AIM: Report every line below that holds the word "React".
────────
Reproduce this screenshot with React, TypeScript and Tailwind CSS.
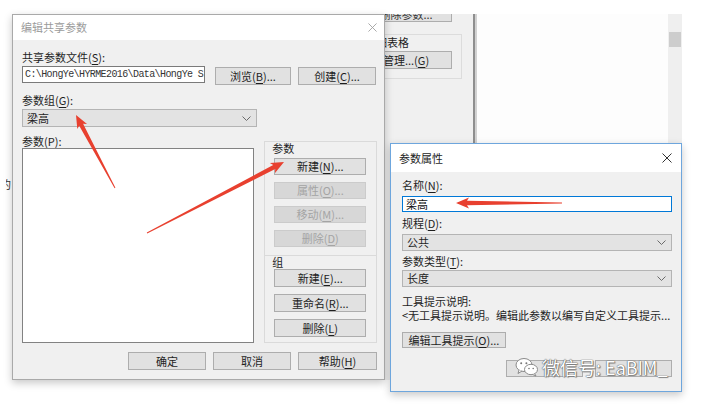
import React from 'react';
import clsx from 'clsx';

// mnemonic letter, underlined like a Windows access key
const U = ({ c }: { c: string }) => <span className="underline underline-offset-2">{c}</span>;

function Btn({
  children,
  className,
  disabled,
}: {
  children?: React.ReactNode;
  className?: string;
  disabled?: boolean;
}) {
  return (
    <div
      className={clsx(
        'flex items-center justify-center whitespace-nowrap border text-[11px] leading-none',
        disabled
          ? 'border-[#cbcbcb] bg-[#d7d7d7] text-[#a4a4a4]'
          : 'border-[#adadad] bg-[#e1e1e1] text-[#1e1e1e]',
        className
      )}
    >
      {children}
    </div>
  );
}

const Chevron = () => (
  <svg width="9" height="5" viewBox="0 0 9 5">
    <path d="M0.5 0.5 L4.5 4.5 L8.5 0.5" fill="none" stroke="#6a6a6a" strokeWidth="1" />
  </svg>
);

const CloseX = ({ color, size }: { color: string; size: number }) => (
  <svg width={size} height={size} viewBox="0 0 10 10">
    <path d="M0.5 0.5 L9.5 9.5 M9.5 0.5 L0.5 9.5" stroke={color} strokeWidth="1" />
  </svg>
);

function Combo({ value, className }: { value: string; className?: string }) {
  return (
    <div
      className={clsx(
        'flex items-center justify-between border border-[#b4b4b4] bg-[#e3e3e3] pl-[4px] pr-[5px] text-[11px] leading-none text-[#1e1e1e]',
        className
      )}
    >
      <span>{value}</span>
      <Chevron />
    </div>
  );
}

const Label = ({ children, className }: { children: React.ReactNode; className?: string }) => (
  <div className={clsx('text-[11px] leading-[14px] text-[#1e1e1e]', className)}>{children}</div>
);

// tapered red annotation arrow, tail -> tip
function arrowPoints(tx: number, ty: number, px: number, py: number) {
  const dx = px - tx;
  const dy = py - ty;
  const len = Math.hypot(dx, dy);
  const ux = dx / len;
  const uy = dy / len;
  const nx = -uy;
  const ny = ux;
  const L = 13;
  const hw = 5.5;
  const sw = 2.2;
  const tw = 0.4;
  const bx = px - ux * L;
  const by = py - uy * L;
  const nb = 2; // slight notch at the back of the head
  const pts = [
    [tx + nx * tw, ty + ny * tw],
    [bx + ux * nb + nx * sw, by + uy * nb + ny * sw],
    [bx + nx * hw, by + ny * hw],
    [px, py],
    [bx - nx * hw, by - ny * hw],
    [bx + ux * nb - nx * sw, by + uy * nb - ny * sw],
    [tx - nx * tw, ty - ny * tw],
  ];
  return pts.map((p) => p.map((v) => v.toFixed(1)).join(',')).join(' ');
}

const arrows = [
  [115, 188, 76, 115],
  [147, 233, 284, 162],
  [562, 203, 456, 203],
];

const WeChatLogo = () => (
  <svg width="24" height="20" viewBox="0 0 24 20">
    <ellipse cx="9" cy="8" rx="8" ry="6.5" fill="#fff" stroke="#8a8a8a" strokeWidth="1" />
    <path d="M4 13 L3 16.5 L7 14" fill="#fff" stroke="#8a8a8a" strokeWidth="1" />
    <ellipse cx="16" cy="12.5" rx="6.5" ry="5.2" fill="#fff" stroke="#8a8a8a" strokeWidth="1" />
    <path d="M19.5 16.5 L21 19 L17.5 17.4" fill="#fff" stroke="#8a8a8a" strokeWidth="1" />
    <circle cx="6.2" cy="6.2" r="1" fill="#777" />
    <circle cx="11.4" cy="6.2" r="1" fill="#777" />
    <circle cx="14" cy="11.5" r="0.8" fill="#777" />
    <circle cx="18.2" cy="11.5" r="0.8" fill="#777" />
  </svg>
);

export default function App() {
  return (
    <div className="relative h-[406px] w-[712px] overflow-hidden bg-white font-['Noto_Sans_CJK_SC','Noto_Sans',sans-serif]">
      {/* window behind, left sliver */}
      <div className="absolute left-[6px] top-[14px] h-[366px] w-[6px] overflow-hidden">
        <div className="ml-[-6px] mt-[163px] text-[11px] leading-[14px] text-[#333]">的</div>
      </div>

      {/* window behind, right part */}
      <div className="absolute left-[340px] top-[14px] flex h-[366px] w-[342px]">
        <div className="flex w-[133px] flex-col bg-[#f0f0f0] pl-[20px]">
          <div className="h-[8px] w-[92px] overflow-hidden border-x border-b border-[#adadad] bg-[#e1e1e1] text-center text-[11px] leading-[14px] text-[#333]">
            <div className="mt-[-7px]">删除参数...</div>
          </div>
          <div className="ml-[-4px] mt-[12px] flex w-[106px] flex-col border border-[#dcdcdc] pb-[9px]">
            <div className="pl-[8px] text-[11px] leading-[14px] text-[#1e1e1e]">明细表格</div>
            <Btn className="ml-[3px] mt-[2px] h-[18px] w-[92px]">
              管理...(<U c="G" />)
            </Btn>
          </div>
        </div>
        <div className="w-[2px] bg-[#8f8f8f]" />
        <div className="w-[2px] bg-[#d2d2d2]" />
        <div className="flex-1 bg-[#fdfdfd]" />
        <div className="w-[14px] bg-[#efefef] px-[1px] pt-[18px]">
          <div className="h-[15px] bg-[#cdcdcd]" />
        </div>
      </div>

      {/* 编辑共享参数 */}
      <div className="absolute left-[12px] top-[14px] flex w-[373px] flex-col border border-[#a9a9a9] bg-[#f0f0f0] shadow-[0_3px_8px_rgba(0,0,0,0.22)]">
        <div className="flex h-[25px] items-center justify-between bg-white pl-[8px] pr-[7px]">
          <span className="text-[11px] text-[#9b9b9b]">编辑共享参数</span>
          <CloseX color="#a0a0a0" size={9} />
        </div>
        <div className="flex flex-col pb-[9px] pl-[9px] pr-[7px] pt-[10px]">
          <Label>
            共享参数文件(<U c="S" />):
          </Label>
          <div className="mt-[2px] flex h-[19px] items-start">
            <div className="h-[17px] w-[183px] overflow-hidden whitespace-nowrap border border-[#7a7a7a] bg-white pl-[2px] font-['Liberation_Mono',monospace] text-[10px] leading-[15px] tracking-[-0.6px] text-[#333]">
              C:\HongYe\HYRME2016\Data\HongYe SI
            </div>
            <Btn className="ml-[10px] mt-[1px] h-[18px] w-[76px]">
              浏览(<U c="B" />)...
            </Btn>
            <Btn className="ml-[7px] mt-[1px] h-[18px] w-[78px]">
              创建(<U c="C" />)...
            </Btn>
          </div>
          <Label className="mt-[8px]">
            参数组(<U c="G" />):
          </Label>
          <Combo className="mt-[2px] h-[18px] w-[235px]" value="梁高" />

          <div className="mt-[8px] flex h-[208px]">
            <div className="flex w-[233px] flex-col">
              <div className="h-[13px] text-[11px] leading-[12px] text-[#1e1e1e]">
                参数(<U c="P" />):
              </div>
              <div className="h-[195px] border border-[#828282] bg-white" />
            </div>
            <div className="ml-[10px] flex w-[113px] flex-col">
              <div className="mt-[6px] flex h-[115px] flex-col border border-[#dadada]">
                <div className="ml-[7px] text-[11px] leading-[12px] text-[#1e1e1e]">参数</div>
                <div className="ml-[9px] mt-[4px] flex flex-col gap-[7px]">
                  <Btn className="h-[17px] w-[92px]">
                    新建(<U c="N" />)...
                  </Btn>
                  <Btn disabled className="h-[17px] w-[92px]">
                    属性(<U c="O" />)...
                  </Btn>
                  <Btn disabled className="h-[17px] w-[92px]">
                    移动(<U c="M" />)...
                  </Btn>
                  <Btn disabled className="h-[17px] w-[92px]">
                    删除(<U c="D" />)
                  </Btn>
                </div>
              </div>
              <div className="flex h-[87px] flex-col border-x border-b border-[#dadada]">
                <div className="ml-[7px] text-[11px] leading-[12px] text-[#1e1e1e]">组</div>
                <div className="ml-[9px] mt-[1px] flex flex-col gap-[7px]">
                  <Btn className="h-[18px] w-[92px]">
                    新建(<U c="E" />)...
                  </Btn>
                  <Btn className="h-[18px] w-[92px]">
                    重命名(<U c="R" />)...
                  </Btn>
                  <Btn className="h-[18px] w-[92px]">
                    删除(<U c="L" />)
                  </Btn>
                </div>
              </div>
            </div>
          </div>

          <div className="mt-[9px] flex justify-end gap-[7px]">
            <Btn className="h-[18px] w-[78px]">确定</Btn>
            <Btn className="h-[18px] w-[78px]">取消</Btn>
            <Btn className="h-[18px] w-[79px]">
              帮助(<U c="H" />)
            </Btn>
          </div>
        </div>
      </div>

      {/* 参数属性 */}
      <div className="absolute left-[390px] top-[143px] flex w-[292px] flex-col border border-[#6ea6dd] bg-[#f0f0f0] shadow-[0_3px_8px_rgba(0,0,0,0.22)]">
        <div className="flex h-[28px] items-center justify-between bg-white pl-[8px] pr-[9px]">
          <span className="text-[11px] text-[#1e1e1e]">参数属性</span>
          <CloseX color="#333" size={10} />
        </div>
        <div className="flex flex-col pb-[14px] pl-[11px] pr-[9px] pt-[6px]">
          <Label>
            名称(<U c="N" />):
          </Label>
          <div className="mt-[4px] h-[16px] border border-[#0078d7] bg-white pl-[3px] text-[11px] leading-[14px] text-[#111]">
            梁高
          </div>
          <Label className="mt-[4px]">
            规程(<U c="D" />):
          </Label>
          <Combo className="mt-[4px] h-[17px]" value="公共" />
          <Label className="mt-[3px]">
            参数类型(<U c="T" />):
          </Label>
          <Combo className="mt-[2px] h-[17px]" value="长度" />
          <Label className="mt-[7px]">工具提示说明:</Label>
          <Label className="whitespace-nowrap">&lt;无工具提示说明。编辑此参数以编写自定义工具提示...</Label>
          <Btn className="mt-[10px] h-[16px] w-[104px]">
            编辑工具提示(<U c="O" />)...
          </Btn>
          <div className="mt-[12px] flex justify-end gap-[12px]">
            <Btn className="h-[17px] w-[77px]" />
            <Btn className="h-[17px] w-[77px]" />
          </div>
        </div>
      </div>

      {/* watermark */}
      <div className="absolute left-[515px] top-[357px] flex items-center gap-[3px]">
        <WeChatLogo />
        <span className="text-[18px] leading-[20px] text-white [text-shadow:0_0_1px_#555,0_0_1px_#555,1px_1px_1px_#888]">
          微信号: EaBIM_
        </span>
      </div>

      {/* red arrows */}
      <svg className="pointer-events-none absolute inset-0" width="712" height="406">
        {arrows.map(([tx, ty, px, py], i) => (
          <polygon key={i} points={arrowPoints(tx, ty, px, py)} fill="#e8402f" />
        ))}
      </svg>
    </div>
  );
}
────────
COMPLETED EXERCISE:
Reproduce this screenshot with React, TypeScript and Tailwind CSS.
import React from 'react';
  children?: React.ReactNode;
const Label = ({ children, className }: { children: React.ReactNode; className?: string }) => (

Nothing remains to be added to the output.